7. The apparatus according to claim 1, wherein

the signal extraction circuit comprises a first shift register and a first summation circuit operably coupled to the first summation circuit, the signal extraction circuit being configured to process, when in use, discrete temporal portions of a cycle of a waveform of the digital output signal in order to attenuate the amplification and measurement offsets in the digital output signal and provide the demodulated digital representation of the amplified conditioned analogue sensor signal.

8. The apparatus according to claim 1, wherein

the signal extraction circuit comprises a second shift register and a second summation circuit operably coupled to the second summation circuit and configured to process, when in use, discrete temporal portions of a cycle of a waveform of the digital output signal in order to attenuate the amplification and measurement offsets in the digital output signal and provide the digital representation of the analogue diagnostic signal in amplified form.
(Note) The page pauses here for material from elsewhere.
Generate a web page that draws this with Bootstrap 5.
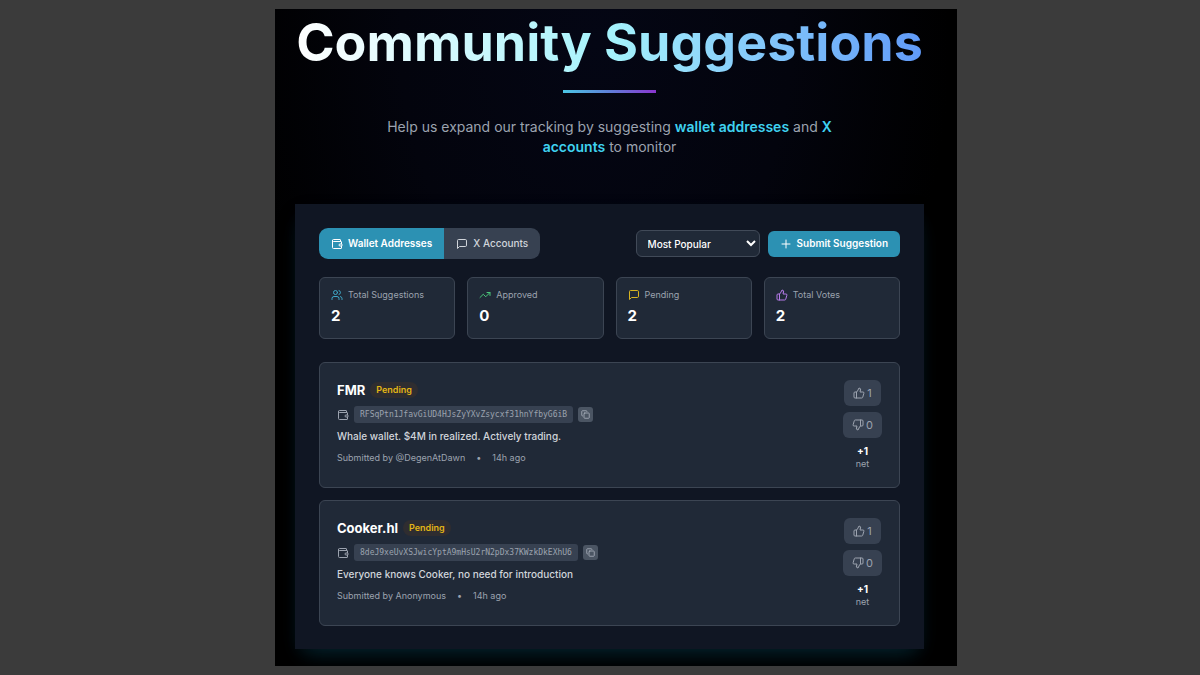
<!DOCTYPE html>
<html lang="en">
<head>
<meta charset="utf-8">
<meta name="viewport" content="width=device-width, initial-scale=1">
<title>Community Suggestions</title>
<link href="https://cdn.jsdelivr.net/npm/bootstrap@5.3.0/dist/css/bootstrap.min.css" rel="stylesheet">
<style>
  :root { --edge: #3c4553; --surface: #202937; --raised: #374151; --muted: #9ca3af; --accent: #2c91b3; }
  body { background: #3b3b3b; font-family: Inter, "Liberation Sans", sans-serif; padding: 9px 0 8px 32px; color: #fff; }
  .stage { max-width: 682px; padding: 0 33px 17px 20px; background: #000 radial-gradient(ellipse 52% 75% at 47% 5%, #040614 0%, #03040d 55%, #000 100%); overflow: hidden; }
  .hero-title { font-size: 52px; line-height: 68px; font-weight: 700; white-space: nowrap; background: linear-gradient(to right, #fff 0%, #a5f3fc 50%, #609af8 100%); -webkit-background-clip: text; background-clip: text; color: transparent; }
  .rule { width: 93px; height: 3px; margin-top: 13px; background: linear-gradient(to right, #4bc6e4, #5f7fd8 50%, #8a35cf); }
  .intro { max-width: 480px; margin-top: 24px; margin-bottom: 47px; font-size: 14px; line-height: 20px; color: var(--muted); }
  .intro strong { font-weight: 600; color: #3fd2f0; }
  .panel { background: #101623; padding: 24px 24px 23px; box-shadow: 0 12px 22px -10px rgba(12, 74, 90, .45), 0 8px 18px -4px rgba(6, 40, 58, .35); }
  .ico { width: 12px; height: 12px; flex: none; fill: none; stroke: currentColor; stroke-width: 2; stroke-linecap: round; stroke-linejoin: round; }
  .with-icon { display: flex; align-items: center; gap: 5px; }
  .tabs { border-radius: 9px; overflow: hidden; }
  .tabs .btn { border: 0; border-radius: 0; height: 31px; padding: 0 12px; font-size: 10px; font-weight: 500; background: var(--raised); color: #d1d5db; }
  .tabs .btn.active { background: var(--accent); color: #fff; font-weight: 600; }
  .sorter { width: 124px; height: 27px; padding: 0 0 0 7px; font-size: 10px; font-weight: 500; color: #fff; background: var(--surface); border: 1px solid #414a58; border-radius: 6px; }
  .submit { height: 26px; padding: 0 12px; border: 0; border-radius: 6px; font-size: 10px; font-weight: 600; color: #fff; background: var(--accent); }
  .tile { background: var(--surface); border: 1px solid var(--edge); border-radius: 6px; }
  .stats { gap: 12px; margin-top: 18px; margin-bottom: 23px; }
  .stat { flex: 1 1 0; height: 62px; padding: 11px; }
  .stat-name { font-size: 9px; line-height: 12px; color: var(--muted); }
  .stat-value { font-size: 15px; line-height: 20px; font-weight: 700; margin-top: 5px; }
  .users-tint { color: #3fa9c9; } .approved-tint { color: #4ac77a; } .pending-tint { color: #d8b420; } .votes-tint { color: #b47be8; } .wallet-tint { color: #9ca3af; }
  .entries { gap: 12px; }
  .entry { padding: 17px; min-height: 126px; color: #fff; }
  .entry h2 { font-size: 13px; line-height: 20px; font-weight: 700; }
  .state { font-size: 9px; line-height: 12px; font-weight: 600; padding: 2px 6px; border-radius: 9px; color: #e3b515; background: #2f2d30; }
  .addr-row { margin-top: 6px; }
  .addr { font: 8px/17px "DejaVu Sans Mono", monospace; color: var(--muted); background: var(--raised); border-radius: 3px; padding: 0 6px; }
  .copy { width: 15px; height: 15px; border: 0; padding: 0; border-radius: 3px; background: #4b5563; color: #b3bac5; }
  .copy .ico { width: 9px; height: 9px; }
  .note { font-size: 10px; line-height: 16px; font-weight: 500; color: #d1d5db; margin-top: 5px; }
  .meta { font-size: 9px; line-height: 12px; color: var(--muted); gap: 11px; margin-top: 8px; }
  .votes { width: 39px; }
  .vote { height: 26px; padding: 0 9px; margin-bottom: 6px; border: 0; border-radius: 6px; font-size: 11px; background: var(--raised); color: var(--muted); gap: 2px; }
  .net { font-size: 10px; line-height: 14px; font-weight: 700; }
  .net-name { font-size: 9px; line-height: 12px; color: var(--muted); }
</style>
</head>
<body>
<svg class="d-none" aria-hidden="true">
  <symbol id="wallet" viewBox="0 0 24 24"><path d="M19 7V4a1 1 0 0 0-1-1H5a2 2 0 0 0 0 4h15a1 1 0 0 1 1 1v4h-3a2 2 0 0 0 0 4h3a1 1 0 0 0 1-1v-2a1 1 0 0 0-1-1"/><path d="M3 5v14a2 2 0 0 0 2 2h15a1 1 0 0 0 1-1v-4"/></symbol>
  <symbol id="message" viewBox="0 0 24 24"><path d="M21 15a2 2 0 0 1-2 2H7l-4 4V5a2 2 0 0 1 2-2h14a2 2 0 0 1 2 2z"/></symbol>
  <symbol id="plus" viewBox="0 0 24 24"><path d="M4 12h16M12 4v16"/></symbol>
  <symbol id="users" viewBox="0 0 24 24"><path d="M16 21v-2a4 4 0 0 0-4-4H6a4 4 0 0 0-4 4v2"/><circle cx="9" cy="7" r="4"/><path d="M22 21v-2a4 4 0 0 0-3-3.87M16 3.13a4 4 0 0 1 0 7.75"/></symbol>
  <symbol id="trend" viewBox="0 0 24 24"><path d="m22 7-8.500 8.500-5-5L2 17"/><path d="M16 7h6v6"/></symbol>
  <symbol id="up" viewBox="0 0 24 24"><path d="M7 10v12"/><path d="M15 5.880 14 10h5.830a2 2 0 0 1 1.920 2.560l-2.330 8A2 2 0 0 1 17.500 22H4a2 2 0 0 1-2-2v-8a2 2 0 0 1 2-2h2.760a2 2 0 0 0 1.790-1.110L12 2a3.130 3.130 0 0 1 3 3.880Z"/></symbol>
  <symbol id="down" viewBox="0 0 24 24"><path d="M17 14V2"/><path d="M9 18.120 10 14H4.170a2 2 0 0 1-1.920-2.560l2.330-8A2 2 0 0 1 6.500 2H20a2 2 0 0 1 2 2v8a2 2 0 0 1-2 2h-2.760a2 2 0 0 0-1.790 1.110L12 22a3.130 3.130 0 0 1-3-3.880Z"/></symbol>
  <symbol id="copy" viewBox="0 0 24 24"><rect x="8" y="8" width="14" height="14" rx="2"/><path d="M4 16a2 2 0 0 1-2-2V4a2 2 0 0 1 2-2h10a2 2 0 0 1 2 2"/></symbol>
</svg>

<main class="stage mx-auto">
  <header class="text-center d-flex flex-column align-items-center">
    <h1 class="hero-title mb-0">Community Suggestions</h1>
    <div class="rule"></div>
    <p class="intro">Help us expand our tracking by suggesting <strong>wallet addresses</strong> and <strong>X accounts</strong> to monitor</p>
  </header>

  <section class="panel">
    <div class="d-flex flex-wrap justify-content-between align-items-center gap-2">
      <div class="tabs d-flex">
        <button type="button" class="btn active with-icon"><svg class="ico"><use href="#wallet"/></svg>Wallet Addresses</button>
        <button type="button" class="btn with-icon"><svg class="ico"><use href="#message"/></svg>X Accounts</button>
      </div>
      <div class="d-flex align-items-center gap-2">
        <select class="sorter" aria-label="Sort suggestions"><option>Most Popular</option><option>Newest</option></select>
        <button type="button" class="submit btn with-icon"><svg class="ico"><use href="#plus"/></svg>Submit Suggestion</button>
      </div>
    </div>

    <div class="stats d-flex">
      <div class="stat tile">
        <div class="stat-name with-icon"><svg class="ico users-tint"><use href="#users"/></svg>Total Suggestions</div>
        <div class="stat-value">2</div>
      </div>
      <div class="stat tile">
        <div class="stat-name with-icon"><svg class="ico approved-tint"><use href="#trend"/></svg>Approved</div>
        <div class="stat-value">0</div>
      </div>
      <div class="stat tile">
        <div class="stat-name with-icon"><svg class="ico pending-tint"><use href="#message"/></svg>Pending</div>
        <div class="stat-value">2</div>
      </div>
      <div class="stat tile">
        <div class="stat-name with-icon"><svg class="ico votes-tint"><use href="#up"/></svg>Total Votes</div>
        <div class="stat-value">2</div>
      </div>
    </div>

    <div class="entries d-flex flex-column">
      <article class="entry tile d-flex justify-content-between">
        <div>
          <div class="with-icon"><h2 class="mb-0">FMR</h2><span class="state">Pending</span></div>
          <div class="addr-row with-icon"><svg class="ico wallet-tint"><use href="#wallet"/></svg><code class="addr">RFSqPtn1JfavGiUD4HJsZyYXvZsycxf31hnYfbyG6iB</code><button type="button" class="copy d-flex align-items-center justify-content-center" aria-label="Copy address"><svg class="ico"><use href="#copy"/></svg></button></div>
          <p class="note mb-0">Whale wallet. $4M in realized. Actively trading.</p>
          <div class="meta d-flex"><span>Submitted by @DegenAtDawn</span><span>•</span><span>14h ago</span></div>
        </div>
        <div class="votes d-flex flex-column align-items-center">
          <button type="button" class="vote btn d-flex align-items-center" aria-label="Upvote"><svg class="ico"><use href="#up"/></svg>1</button>
          <button type="button" class="vote btn d-flex align-items-center" aria-label="Downvote"><svg class="ico"><use href="#down"/></svg>0</button>
          <div class="net">+1</div><div class="net-name">net</div>
        </div>
      </article>
      <article class="entry tile d-flex justify-content-between">
        <div>
          <div class="with-icon"><h2 class="mb-0">Cooker.hl</h2><span class="state">Pending</span></div>
          <div class="addr-row with-icon"><svg class="ico wallet-tint"><use href="#wallet"/></svg><code class="addr">8deJ9xeUvXSJwicYptA9mHsU2rN2pDx37KWzkDkEXhU6</code><button type="button" class="copy d-flex align-items-center justify-content-center" aria-label="Copy address"><svg class="ico"><use href="#copy"/></svg></button></div>
          <p class="note mb-0">Everyone knows Cooker, no need for introduction</p>
          <div class="meta d-flex"><span>Submitted by Anonymous</span><span>•</span><span>14h ago</span></div>
        </div>
        <div class="votes d-flex flex-column align-items-center">
          <button type="button" class="vote btn d-flex align-items-center" aria-label="Upvote"><svg class="ico"><use href="#up"/></svg>1</button>
          <button type="button" class="vote btn d-flex align-items-center" aria-label="Downvote"><svg class="ico"><use href="#down"/></svg>0</button>
          <div class="net">+1</div><div class="net-name">net</div>
        </div>
      </article>
    </div>
  </section>
</main>
<script src="https://cdn.jsdelivr.net/npm/bootstrap@5.3.0/dist/js/bootstrap.bundle.min.js"></script>
</body>
</html>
9. The apparatus according to claim 7, wherein

each discrete temporal portion of the cycle of the waveform of the digital output signal has substantially the same duration as a pulse of the plurality of pulses of the first cycle of the conditioned analogue sensor signal.

10. The apparatus according to claim 1, further comprising:

a signal analysis circuit configured to analyse the digital representation of the analogue diagnostic signal in amplified form in order to monitor one or more of:

a voltage proportional to a temperature of a die comprising the sensor output signal processing circuit;

a reference voltage level used to generate the digital output signal;

a voltage drop across a diagnostic shunt resistor configured to receive a bias current for a Hall sensor; and

a gain of an amplification path of the sensor readout circuit.

11. A magnetic field measurement apparatus comprising:

a Hall sensor having a readout output; and

a signal conditioning circuit operably coupled to the Hall sensor; wherein

the readout output of the Hall sensor is operably coupled to an analogue input of the sensor readout circuit of the sensor output signal processing circuit apparatus according to claim 1.

12. The apparatus according to claim 1, wherein the amplitude modulator circuit is a chopping circuit.

13. The apparatus according to claim 1, wherein

the conditioned analogue sensor signal has a first frequency associated therewith;

the modulated analogue diagnostic signal has a second frequency associated therewith; and

the first frequency is twice the second frequency.

14. The apparatus according to claim 1, wherein

the conditioned analogue sensor signal has a first frequency associated therewith;

the modulated analogue diagnostic signal has a second frequency associated therewith; and

the first frequency is between 100 to 1000 times faster than the second frequency.

15. A method of diagnostic signal generation and extraction, the method comprising:

receiving a conditioned analogue sensor signal comprising a measurement offset and having a first cycle of a first duration;

generating an analogue diagnostic signal and modulating the analogue diagnostic signal to provide a modulated analogue diagnostic signal;

amplifying and combining the conditioned analogue sensor signal and the modulated analogue diagnostic signal;

generating a digital output signal from the combination of the amplified conditioned analogue sensor signal and the amplified modulated diagnostic signal, the digital output signal comprising a digital representation of the combination of the amplified analogue conditioned sensor signal and the amplified modulated analogue diagnostic signal, a digital representation of an amplification offset and a digital representation of the measurement offset; and

digitally processing the digital output signal in order to provide separately demodulated digital representations of the amplified conditioned analogue sensor signal and the analogue diagnostic signal in amplified form, both without the measurement and amplification offsets; wherein

the modulating of the analogue diagnostic signal comprises alternating polarities of the analogue diagnostic signal so that the modulated analogue diagnostic signal has a second cycle of a second duration where the second duration is an even numbered multiple of the first duration.